> WHAT YOU WILL DO
Give the entries back exactly, dropping each image.

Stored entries
<<<<

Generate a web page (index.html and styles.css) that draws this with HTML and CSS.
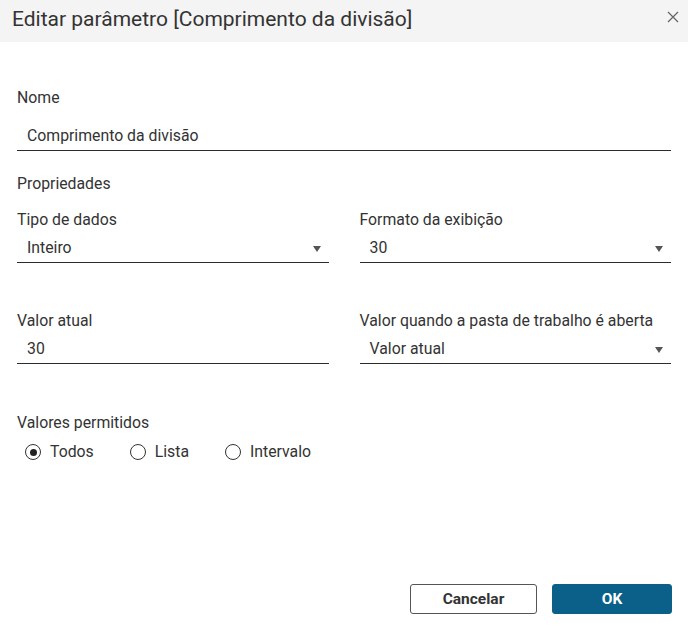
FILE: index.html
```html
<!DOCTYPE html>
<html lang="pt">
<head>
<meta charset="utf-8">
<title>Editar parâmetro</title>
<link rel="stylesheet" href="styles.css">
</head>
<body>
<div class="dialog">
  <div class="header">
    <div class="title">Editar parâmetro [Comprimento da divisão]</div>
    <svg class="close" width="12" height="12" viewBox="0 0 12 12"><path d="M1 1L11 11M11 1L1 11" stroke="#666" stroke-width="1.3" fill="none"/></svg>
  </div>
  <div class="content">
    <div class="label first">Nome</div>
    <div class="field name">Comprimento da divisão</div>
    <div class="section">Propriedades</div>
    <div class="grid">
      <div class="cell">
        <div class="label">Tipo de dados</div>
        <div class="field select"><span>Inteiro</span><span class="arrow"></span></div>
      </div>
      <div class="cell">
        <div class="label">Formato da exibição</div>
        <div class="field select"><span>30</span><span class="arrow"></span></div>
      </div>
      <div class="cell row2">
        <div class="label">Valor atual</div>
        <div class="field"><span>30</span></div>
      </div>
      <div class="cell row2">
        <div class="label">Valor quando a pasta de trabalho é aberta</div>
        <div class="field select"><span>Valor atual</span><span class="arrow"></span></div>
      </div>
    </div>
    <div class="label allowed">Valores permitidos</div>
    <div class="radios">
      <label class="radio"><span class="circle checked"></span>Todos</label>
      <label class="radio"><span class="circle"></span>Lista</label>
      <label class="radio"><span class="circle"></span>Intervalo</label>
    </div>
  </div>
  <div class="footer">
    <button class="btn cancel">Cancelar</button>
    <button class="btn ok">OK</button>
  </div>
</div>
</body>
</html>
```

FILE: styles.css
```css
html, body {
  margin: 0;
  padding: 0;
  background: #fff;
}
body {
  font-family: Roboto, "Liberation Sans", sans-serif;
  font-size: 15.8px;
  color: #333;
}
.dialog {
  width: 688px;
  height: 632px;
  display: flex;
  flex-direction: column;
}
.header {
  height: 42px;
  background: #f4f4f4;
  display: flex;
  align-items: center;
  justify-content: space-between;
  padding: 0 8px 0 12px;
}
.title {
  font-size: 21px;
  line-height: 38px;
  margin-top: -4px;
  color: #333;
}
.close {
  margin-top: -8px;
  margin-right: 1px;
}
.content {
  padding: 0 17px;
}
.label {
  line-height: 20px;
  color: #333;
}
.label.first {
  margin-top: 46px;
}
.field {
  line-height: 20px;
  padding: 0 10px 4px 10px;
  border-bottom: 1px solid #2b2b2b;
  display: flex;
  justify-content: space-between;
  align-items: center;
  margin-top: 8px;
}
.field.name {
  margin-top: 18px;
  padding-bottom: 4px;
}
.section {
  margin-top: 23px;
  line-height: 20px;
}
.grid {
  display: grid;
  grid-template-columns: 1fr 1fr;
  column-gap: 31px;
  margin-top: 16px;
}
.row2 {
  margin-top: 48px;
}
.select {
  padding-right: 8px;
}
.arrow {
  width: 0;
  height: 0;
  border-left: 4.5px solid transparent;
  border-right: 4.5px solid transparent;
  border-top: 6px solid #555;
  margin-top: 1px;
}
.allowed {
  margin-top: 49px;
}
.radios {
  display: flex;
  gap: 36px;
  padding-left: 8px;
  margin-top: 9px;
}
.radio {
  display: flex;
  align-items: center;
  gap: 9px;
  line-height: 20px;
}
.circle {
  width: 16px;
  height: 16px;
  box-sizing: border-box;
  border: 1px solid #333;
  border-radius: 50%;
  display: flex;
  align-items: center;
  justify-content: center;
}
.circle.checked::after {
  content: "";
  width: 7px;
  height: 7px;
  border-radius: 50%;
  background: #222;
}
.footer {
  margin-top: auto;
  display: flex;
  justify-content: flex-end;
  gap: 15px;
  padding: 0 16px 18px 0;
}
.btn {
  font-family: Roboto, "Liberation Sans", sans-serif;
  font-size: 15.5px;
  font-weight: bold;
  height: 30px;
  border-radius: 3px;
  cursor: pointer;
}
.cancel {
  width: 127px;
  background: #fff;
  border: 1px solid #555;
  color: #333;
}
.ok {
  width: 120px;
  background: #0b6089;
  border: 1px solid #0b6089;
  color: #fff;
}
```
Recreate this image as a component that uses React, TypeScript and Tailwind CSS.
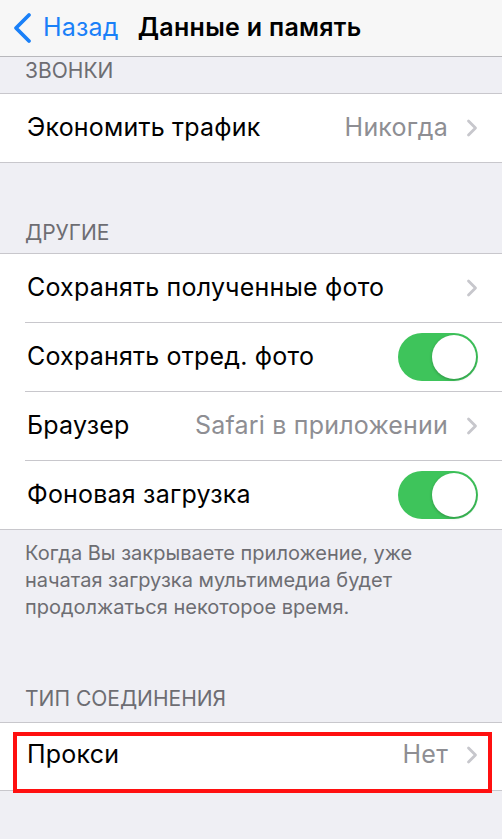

>>>>

> RESPONSE TO THE TASK
Generate a web page (index.html and styles.css) that draws this with HTML and CSS.
FILE: index.html
```html
<!DOCTYPE html>
<html lang="pt">
<head>
<meta charset="utf-8">
<title>Editar parâmetro</title>
<link rel="stylesheet" href="styles.css">
</head>
<body>
<div class="dialog">
  <div class="header">
    <div class="title">Editar parâmetro [Comprimento da divisão]</div>
    <svg class="close" width="12" height="12" viewBox="0 0 12 12"><path d="M1 1L11 11M11 1L1 11" stroke="#666" stroke-width="1.3" fill="none"/></svg>
  </div>
  <div class="content">
    <div class="label first">Nome</div>
    <div class="field name">Comprimento da divisão</div>
    <div class="section">Propriedades</div>
    <div class="grid">
      <div class="cell">
        <div class="label">Tipo de dados</div>
        <div class="field select"><span>Inteiro</span><span class="arrow"></span></div>
      </div>
      <div class="cell">
        <div class="label">Formato da exibição</div>
        <div class="field select"><span>30</span><span class="arrow"></span></div>
      </div>
      <div class="cell row2">
        <div class="label">Valor atual</div>
        <div class="field"><span>30</span></div>
      </div>
      <div class="cell row2">
        <div class="label">Valor quando a pasta de trabalho é aberta</div>
        <div class="field select"><span>Valor atual</span><span class="arrow"></span></div>
      </div>
    </div>
    <div class="label allowed">Valores permitidos</div>
    <div class="radios">
      <label class="radio"><span class="circle checked"></span>Todos</label>
      <label class="radio"><span class="circle"></span>Lista</label>
      <label class="radio"><span class="circle"></span>Intervalo</label>
    </div>
  </div>
  <div class="footer">
    <button class="btn cancel">Cancelar</button>
    <button class="btn ok">OK</button>
  </div>
</div>
</body>
</html>
```

FILE: styles.css
```css
html, body {
  margin: 0;
  padding: 0;
  background: #fff;
}
body {
  font-family: Roboto, "Liberation Sans", sans-serif;
  font-size: 15.8px;
  color: #333;
}
.dialog {
  width: 688px;
  height: 632px;
  display: flex;
  flex-direction: column;
}
.header {
  height: 42px;
  background: #f4f4f4;
  display: flex;
  align-items: center;
  justify-content: space-between;
  padding: 0 8px 0 12px;
}
.title {
  font-size: 21px;
  line-height: 38px;
  margin-top: -4px;
  color: #333;
}
.close {
  margin-top: -8px;
  margin-right: 1px;
}
.content {
  padding: 0 17px;
}
.label {
  line-height: 20px;
  color: #333;
}
.label.first {
  margin-top: 46px;
}
.field {
  line-height: 20px;
  padding: 0 10px 4px 10px;
  border-bottom: 1px solid #2b2b2b;
  display: flex;
  justify-content: space-between;
  align-items: center;
  margin-top: 8px;
}
.field.name {
  margin-top: 18px;
  padding-bottom: 4px;
}
.section {
  margin-top: 23px;
  line-height: 20px;
}
.grid {
  display: grid;
  grid-template-columns: 1fr 1fr;
  column-gap: 31px;
  margin-top: 16px;
}
.row2 {
  margin-top: 48px;
}
.select {
  padding-right: 8px;
}
.arrow {
  width: 0;
  height: 0;
  border-left: 4.5px solid transparent;
  border-right: 4.5px solid transparent;
  border-top: 6px solid #555;
  margin-top: 1px;
}
.allowed {
  margin-top: 49px;
}
.radios {
  display: flex;
  gap: 36px;
  padding-left: 8px;
  margin-top: 9px;
}
.radio {
  display: flex;
  align-items: center;
  gap: 9px;
  line-height: 20px;
}
.circle {
  width: 16px;
  height: 16px;
  box-sizing: border-box;
  border: 1px solid #333;
  border-radius: 50%;
  display: flex;
  align-items: center;
  justify-content: center;
}
.circle.checked::after {
  content: "";
  width: 7px;
  height: 7px;
  border-radius: 50%;
  background: #222;
}
.footer {
  margin-top: auto;
  display: flex;
  justify-content: flex-end;
  gap: 15px;
  padding: 0 16px 18px 0;
}
.btn {
  font-family: Roboto, "Liberation Sans", sans-serif;
  font-size: 15.5px;
  font-weight: bold;
  height: 30px;
  border-radius: 3px;
  cursor: pointer;
}
.cancel {
  width: 127px;
  background: #fff;
  border: 1px solid #555;
  color: #333;
}
.ok {
  width: 120px;
  background: #0b6089;
  border: 1px solid #0b6089;
  color: #fff;
}
```
Recreate this image as a component that uses React, TypeScript and Tailwind CSS.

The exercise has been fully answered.